Required work
Report how many lines contain "this"; state the number and nothing else.

Available data
• • •

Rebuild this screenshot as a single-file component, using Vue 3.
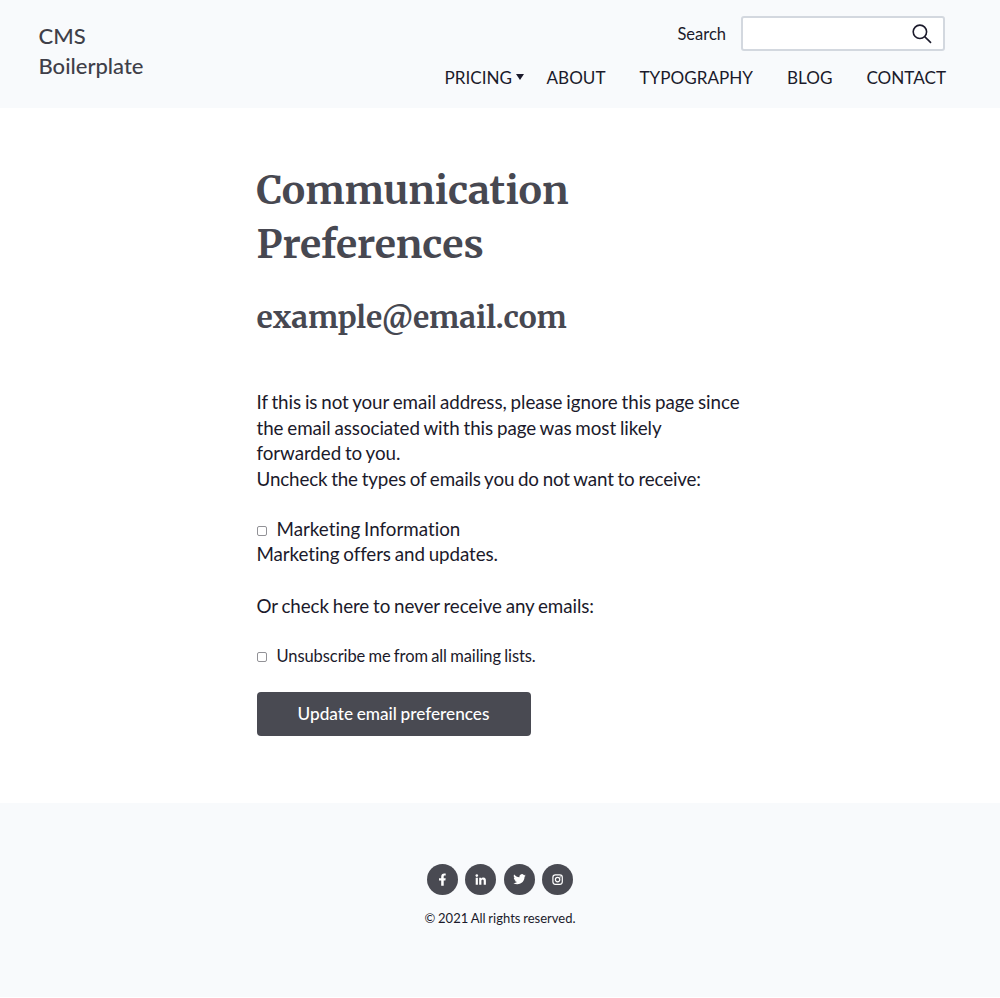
<script setup>
const links = ['About', 'Typography', 'Blog', 'Contact']
</script>

<template>
  <div class="page">
    <header class="header">
      <div class="logo">CMS<br />Boilerplate</div>
      <div class="header-right">
        <form class="search" @submit.prevent>
          <label for="q">Search</label>
          <div class="search-box">
            <input id="q" type="text" />
            <svg width="20" height="20" viewBox="0 0 20 20" fill="none" stroke="#1b1a2b" stroke-width="1.6">
              <circle cx="7.9" cy="7.8" r="6.7" />
              <path d="M12.7 12.6 19 18.9" />
            </svg>
          </div>
        </form>
        <nav class="nav">
          <a class="pricing">Pricing<i class="caret"></i></a>
          <a v-for="l in links" :key="l" :class="l.toLowerCase()">{{ l }}</a>
        </nav>
      </div>
    </header>

    <main class="main">
      <h1>Communication Preferences</h1>
      <h2>example@email.com</h2>
      <p class="intro">If this is not your email address, please ignore this page since<br />the email associated with this page was most likely<br />forwarded to you.</p>
      <p class="uncheck">Uncheck the types of emails you do not want to receive:</p>
      <label class="option"><input type="checkbox" /><span>Marketing Information</span></label>
      <p class="offers">Marketing offers and updates.</p>
      <p class="or">Or check here to never receive any emails:</p>
      <label class="option small"><input type="checkbox" /><span>Unsubscribe me from all mailing lists.</span></label>
      <button type="button">Update email preferences</button>
    </main>

    <footer class="footer">
      <div class="social">
        <a aria-label="Facebook">
          <svg viewBox="0 0 31 31"><path d="M14.2 21.8v-5.3h-2.2v-2.3h2.2v-1.5c0-2.2 1.2-3.3 3-3.3.8 0 1.5.1 1.5.1v2h-.9c-.9 0-1.1.5-1.1 1.1v1.6h2l-.3 2.3h-1.7v5.3z" /></svg>
        </a>
        <a aria-label="LinkedIn">
          <svg viewBox="0 0 31 31"><circle cx="11.8" cy="11.6" r="1.3" /><path d="M10.7 13.7h2.2v7h-2.2zM14.2 13.7h2.1v1c.4-.7 1.1-1.2 2.1-1.2 2 0 2.5 1.3 2.5 3.2v4h-2.2v-3.5c0-1-.1-1.8-1.1-1.8s-1.2.8-1.2 1.7v3.6h-2.2z" /></svg>
        </a>
        <a aria-label="Twitter">
          <svg viewBox="0 0 31 31"><path transform="translate(9.3 9) scale(.52)" d="M23.9 4.6a10 10 0 0 1-2.8.8 4.9 4.9 0 0 0 2.2-2.7c-1 .6-2 1-3.1 1.2a4.9 4.9 0 0 0-8.4 4.5C7.7 8.1 4.1 6.1 1.6 3.1a4.8 4.8 0 0 0-.7 2.5c0 1.7.9 3.2 2.2 4.1a4.9 4.9 0 0 1-2.2-.6v.1a4.9 4.9 0 0 0 3.9 4.8 5 5 0 0 1-2.2.1 4.9 4.9 0 0 0 4.6 3.4A9.9 9.9 0 0 1 0 19.5a14 14 0 0 0 7.6 2.2c9 0 14-7.5 14-14v-.6a10 10 0 0 0 2.3-2.5z" /></svg>
        </a>
        <a aria-label="Instagram">
          <svg viewBox="0 0 31 31"><rect x="10.9" y="10.9" width="9.4" height="9.4" rx="2.5" class="line" /><circle cx="15.6" cy="15.6" r="2.2" class="line" /><circle cx="18.2" cy="12.9" r=".6" /></svg>
        </a>
      </div>
      <div class="copy">© 2021 All rights reserved.</div>
    </footer>
  </div>
</template>

<style>
body { background: #fff; }
</style>

<style scoped>
* { box-sizing: border-box; }
.page { height: 998px; display: flex; flex-direction: column; font-family: Lato, sans-serif; font-variant-ligatures: none; color: #1b1a2b; }
.header { height: 108px; flex: none; display: flex; justify-content: space-between; background: #f8fafc; padding: 16px 54px 0 38.5px; }
.logo { padding-top: 5px; font-size: 22px; line-height: 30px; font-weight: 500; color: #3f3f49; }
.header-right { display: flex; flex-direction: column; align-items: flex-end; }
.search { display: flex; align-items: center; padding-right: 1px; font-size: 16.5px; }
.search-box { display: flex; align-items: center; width: 204px; height: 35px; margin-left: 15px; padding-right: 11px; background: #fff; border: 2px solid #d3d8df; border-radius: 3px; }
.search-box input { flex: 1; min-width: 0; border: 0; outline: 0; background: none; }
.nav { display: flex; margin-top: 16px; font-size: 17.1px; line-height: 22px; text-transform: uppercase; white-space: nowrap; }
.pricing { display: flex; align-items: center; margin-right: 22.5px; }
.caret { margin: -3px 0 0 4px; border: 4px solid transparent; border-top: 6px solid #1b1a2b; border-bottom: 0; }
.about, .typography, .blog { margin-right: 34px; }
.main { flex: none; height: 695px; width: 486px; margin-left: 256.5px; padding-top: 55px; font-size: 18.8px; line-height: 25.4px; word-spacing: -0.9px; white-space: nowrap; }
h1, h2 { margin: 0; font-family: Merriweather, "Noto Serif", "DejaVu Serif Condensed", serif; font-weight: 700; color: #474851; }
h1 { font-size: 39.2px; line-height: 54px; white-space: normal; }
h2 { margin-top: 25px; font-size: 30px; line-height: 42px; }
p { margin: 0; }
.intro { margin-top: 51.3px; letter-spacing: -0.06px; }
.uncheck { letter-spacing: -0.14px; }
.option { display: flex; align-items: center; margin-top: 25px; }
.option input { appearance: none; width: 10px; height: 10px; margin: 4px 10px 0 0; border: 1px solid #929297; border-radius: 2px; background: #fff; }
.offers { letter-spacing: -0.08px; }
.or { margin-top: 26.4px; letter-spacing: -0.08px; }
.option.small { margin-top: 25px; font-size: 16.5px; letter-spacing: -0.08px; }
.option.small input { margin-top: 2px; }
button { display: block; width: 274px; height: 44px; margin-top: 23px; padding: 0; border: 0; border-radius: 4px; background: #494a52; color: #fff; font: 500 17.2px Lato, sans-serif; word-spacing: -0.7px; }
.footer { flex: none; height: 194px; padding-top: 61px; background: #f8fafc; text-align: center; }
.social { display: flex; justify-content: center; gap: 7.5px; }
.social a { width: 31px; height: 31px; border-radius: 50%; background: #494a52; }
.social svg { display: block; fill: #fff; }
.social .line { fill: none; stroke: #fff; stroke-width: 1.2; }
.copy { margin-top: 14px; font-size: 13px; line-height: 18px; word-spacing: -0.5px; }
</style>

• • •

Output below
2